AIM:
Find each line with the string "this" and copy it.

DATA LISTING:
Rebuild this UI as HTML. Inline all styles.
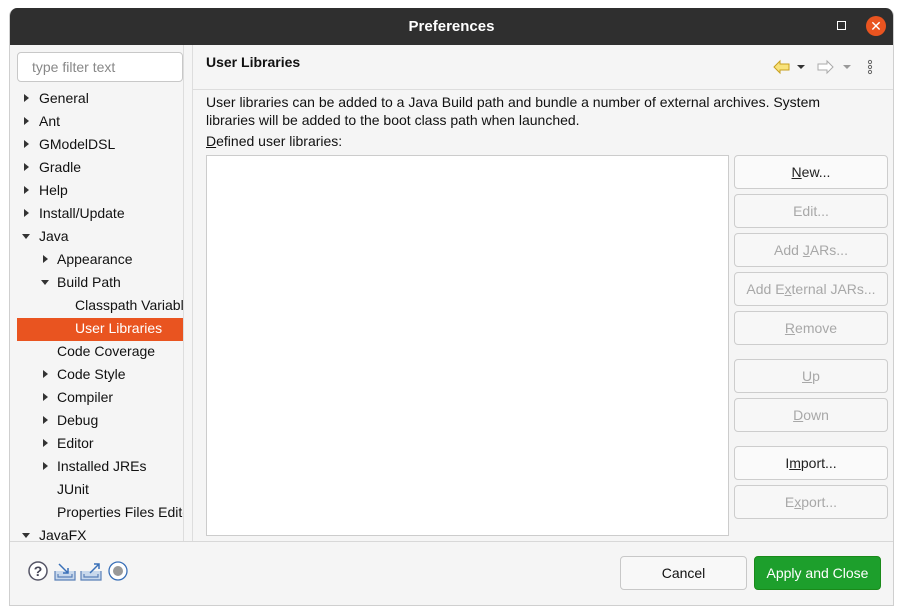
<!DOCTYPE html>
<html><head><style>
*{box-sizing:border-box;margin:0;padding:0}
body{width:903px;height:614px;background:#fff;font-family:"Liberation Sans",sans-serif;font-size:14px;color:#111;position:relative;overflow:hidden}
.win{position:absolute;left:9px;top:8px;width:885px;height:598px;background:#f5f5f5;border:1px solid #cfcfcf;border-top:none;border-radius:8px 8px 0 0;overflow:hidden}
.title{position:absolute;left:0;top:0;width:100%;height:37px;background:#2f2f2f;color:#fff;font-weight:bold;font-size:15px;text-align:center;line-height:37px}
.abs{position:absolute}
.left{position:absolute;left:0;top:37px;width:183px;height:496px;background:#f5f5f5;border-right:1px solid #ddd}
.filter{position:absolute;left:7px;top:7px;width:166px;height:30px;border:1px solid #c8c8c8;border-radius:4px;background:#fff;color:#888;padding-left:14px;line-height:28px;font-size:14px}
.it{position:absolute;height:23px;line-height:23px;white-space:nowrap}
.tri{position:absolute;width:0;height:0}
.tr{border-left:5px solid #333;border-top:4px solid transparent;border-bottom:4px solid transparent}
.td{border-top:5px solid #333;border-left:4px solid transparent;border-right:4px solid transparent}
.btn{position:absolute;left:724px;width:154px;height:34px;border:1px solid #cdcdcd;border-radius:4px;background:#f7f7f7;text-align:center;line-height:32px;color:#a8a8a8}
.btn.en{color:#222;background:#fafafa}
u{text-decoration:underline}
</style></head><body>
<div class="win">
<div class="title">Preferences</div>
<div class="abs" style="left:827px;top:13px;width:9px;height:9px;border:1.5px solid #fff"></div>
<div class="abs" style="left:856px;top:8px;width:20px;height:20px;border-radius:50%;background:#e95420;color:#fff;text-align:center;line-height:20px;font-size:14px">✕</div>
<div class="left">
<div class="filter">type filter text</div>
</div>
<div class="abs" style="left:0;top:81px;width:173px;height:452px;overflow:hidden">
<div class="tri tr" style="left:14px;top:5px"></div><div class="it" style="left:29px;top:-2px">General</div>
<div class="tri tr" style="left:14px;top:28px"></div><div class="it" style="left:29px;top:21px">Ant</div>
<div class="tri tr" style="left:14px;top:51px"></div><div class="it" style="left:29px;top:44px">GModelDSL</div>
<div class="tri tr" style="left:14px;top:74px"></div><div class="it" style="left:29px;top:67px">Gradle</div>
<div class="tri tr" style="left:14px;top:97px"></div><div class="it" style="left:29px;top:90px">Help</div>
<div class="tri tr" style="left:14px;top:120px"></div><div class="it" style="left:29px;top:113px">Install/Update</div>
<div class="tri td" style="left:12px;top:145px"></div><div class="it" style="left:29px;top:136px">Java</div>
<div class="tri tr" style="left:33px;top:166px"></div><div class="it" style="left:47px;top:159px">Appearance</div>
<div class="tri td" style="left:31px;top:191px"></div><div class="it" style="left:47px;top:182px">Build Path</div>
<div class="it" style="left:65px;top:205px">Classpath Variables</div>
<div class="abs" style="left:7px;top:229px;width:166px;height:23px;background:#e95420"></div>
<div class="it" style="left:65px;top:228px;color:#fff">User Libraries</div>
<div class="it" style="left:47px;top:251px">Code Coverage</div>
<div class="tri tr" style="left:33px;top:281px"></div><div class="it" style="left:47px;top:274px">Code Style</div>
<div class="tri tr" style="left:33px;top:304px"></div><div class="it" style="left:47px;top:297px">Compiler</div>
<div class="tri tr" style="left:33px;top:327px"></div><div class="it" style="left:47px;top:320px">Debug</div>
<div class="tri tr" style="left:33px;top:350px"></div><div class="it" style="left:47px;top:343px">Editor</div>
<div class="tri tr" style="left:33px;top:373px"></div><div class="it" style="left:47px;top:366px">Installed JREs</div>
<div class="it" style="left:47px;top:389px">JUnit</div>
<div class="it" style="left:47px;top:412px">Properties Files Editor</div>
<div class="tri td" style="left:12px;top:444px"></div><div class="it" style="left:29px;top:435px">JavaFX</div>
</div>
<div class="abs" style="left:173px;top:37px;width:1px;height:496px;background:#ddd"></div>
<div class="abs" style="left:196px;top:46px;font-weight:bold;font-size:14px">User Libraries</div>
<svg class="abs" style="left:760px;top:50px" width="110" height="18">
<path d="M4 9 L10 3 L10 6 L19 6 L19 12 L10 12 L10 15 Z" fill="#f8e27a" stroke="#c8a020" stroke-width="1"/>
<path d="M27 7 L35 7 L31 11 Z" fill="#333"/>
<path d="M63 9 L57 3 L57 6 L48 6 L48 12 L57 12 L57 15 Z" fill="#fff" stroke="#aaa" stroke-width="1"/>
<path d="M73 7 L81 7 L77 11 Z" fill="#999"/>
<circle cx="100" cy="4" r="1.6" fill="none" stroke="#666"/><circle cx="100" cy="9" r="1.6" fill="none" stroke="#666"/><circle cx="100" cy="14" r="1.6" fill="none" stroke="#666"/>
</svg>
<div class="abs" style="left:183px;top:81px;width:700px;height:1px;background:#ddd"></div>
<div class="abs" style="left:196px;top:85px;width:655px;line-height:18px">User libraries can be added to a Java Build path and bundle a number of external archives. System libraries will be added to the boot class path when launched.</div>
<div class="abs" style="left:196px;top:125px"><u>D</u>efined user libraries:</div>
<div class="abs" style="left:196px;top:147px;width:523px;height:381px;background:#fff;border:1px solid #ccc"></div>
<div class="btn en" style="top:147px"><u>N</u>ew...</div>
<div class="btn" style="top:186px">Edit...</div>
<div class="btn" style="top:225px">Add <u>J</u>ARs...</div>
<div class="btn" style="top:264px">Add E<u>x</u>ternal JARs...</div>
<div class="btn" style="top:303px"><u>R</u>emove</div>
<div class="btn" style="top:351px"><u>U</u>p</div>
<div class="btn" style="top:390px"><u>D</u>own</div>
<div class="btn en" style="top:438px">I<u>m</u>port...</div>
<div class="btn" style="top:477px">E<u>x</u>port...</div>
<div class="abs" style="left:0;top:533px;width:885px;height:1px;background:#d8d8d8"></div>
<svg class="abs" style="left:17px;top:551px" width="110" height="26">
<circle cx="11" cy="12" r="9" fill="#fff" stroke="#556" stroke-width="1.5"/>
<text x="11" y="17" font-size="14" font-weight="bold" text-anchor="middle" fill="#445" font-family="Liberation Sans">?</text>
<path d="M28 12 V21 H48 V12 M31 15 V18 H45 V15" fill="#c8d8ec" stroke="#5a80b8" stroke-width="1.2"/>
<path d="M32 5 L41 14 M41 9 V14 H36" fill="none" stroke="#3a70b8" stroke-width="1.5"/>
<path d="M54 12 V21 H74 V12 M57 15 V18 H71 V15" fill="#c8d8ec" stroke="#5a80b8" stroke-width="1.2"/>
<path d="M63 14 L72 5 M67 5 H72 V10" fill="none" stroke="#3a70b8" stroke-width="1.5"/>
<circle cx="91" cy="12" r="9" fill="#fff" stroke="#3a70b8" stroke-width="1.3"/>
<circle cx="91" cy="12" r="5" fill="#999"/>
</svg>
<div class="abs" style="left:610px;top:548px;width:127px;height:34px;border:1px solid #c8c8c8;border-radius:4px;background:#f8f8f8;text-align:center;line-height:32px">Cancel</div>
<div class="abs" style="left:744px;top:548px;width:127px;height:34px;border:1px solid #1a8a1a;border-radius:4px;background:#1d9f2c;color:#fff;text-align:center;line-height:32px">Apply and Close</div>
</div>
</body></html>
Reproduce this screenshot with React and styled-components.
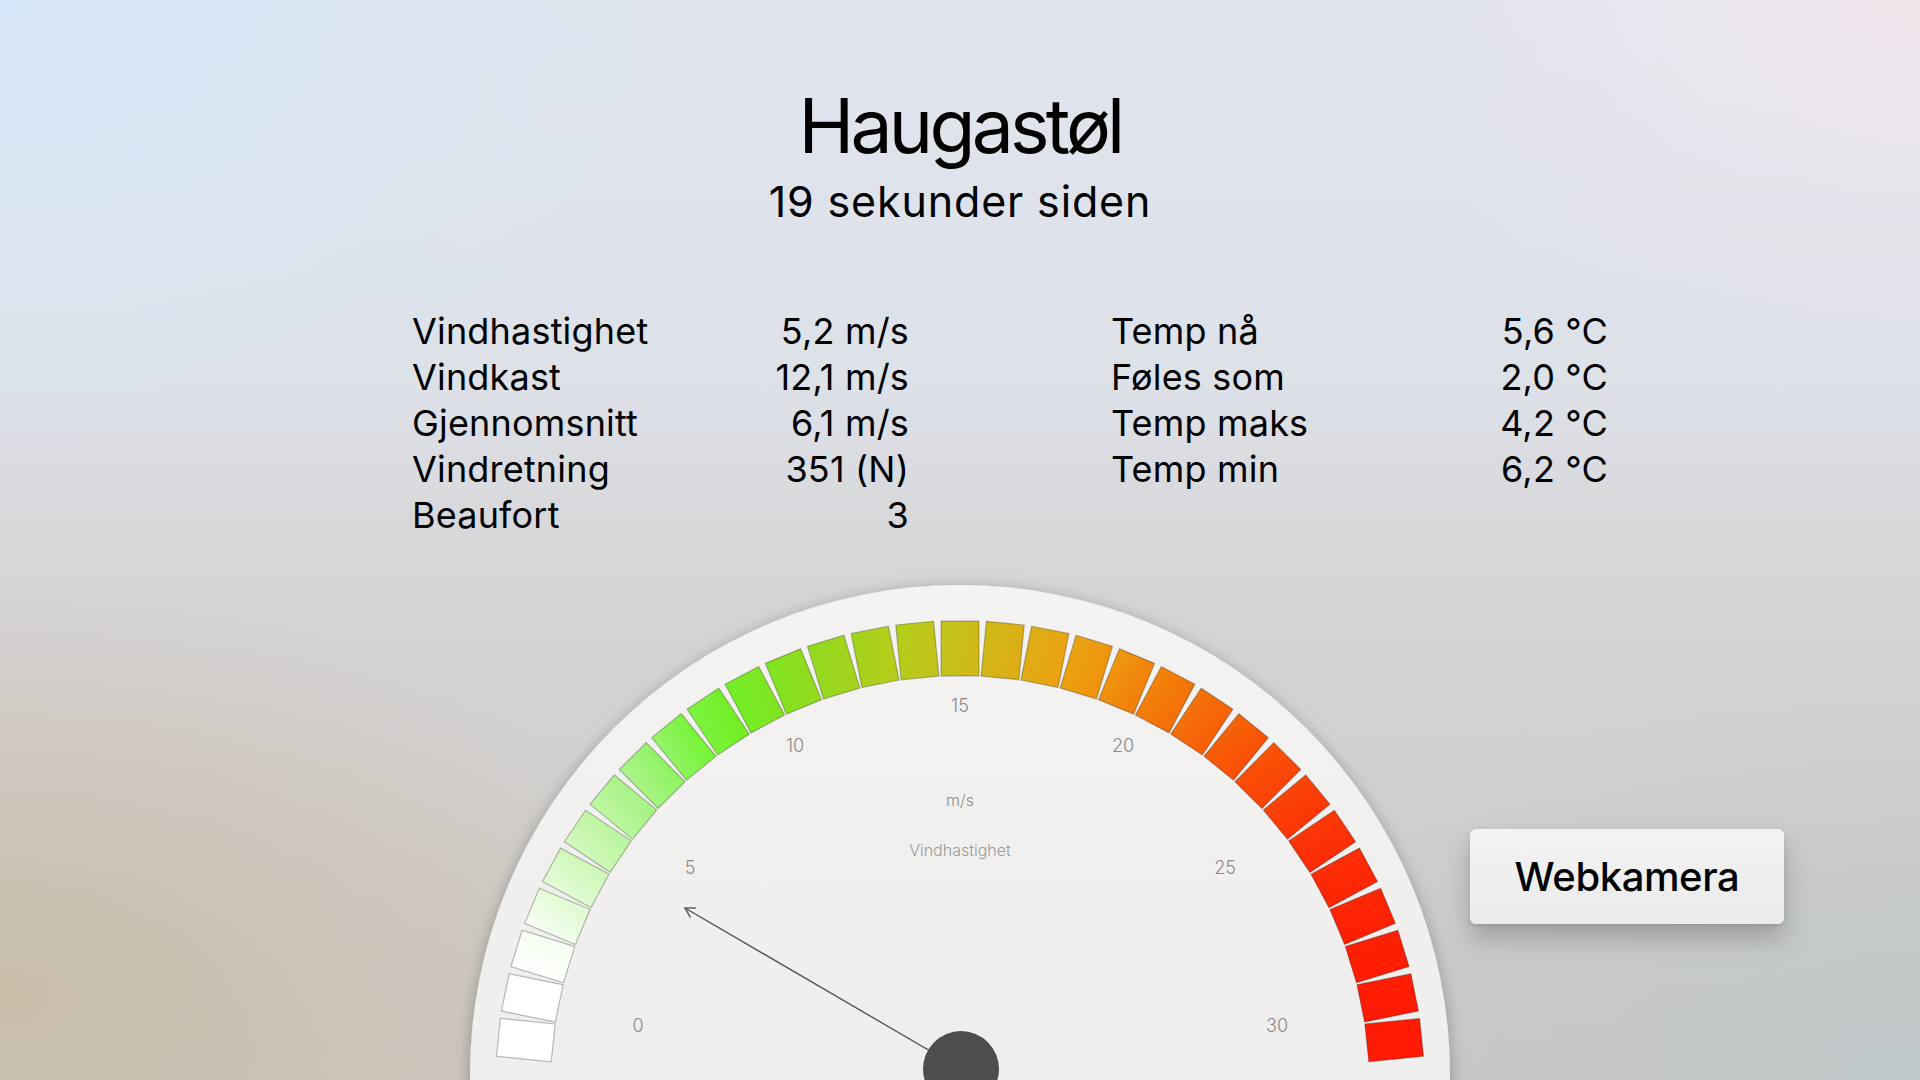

COMPLETE OUTPUT:
Rebuild this UI as HTML. Inline all styles.
Reproduce this screenshot with React and styled-components.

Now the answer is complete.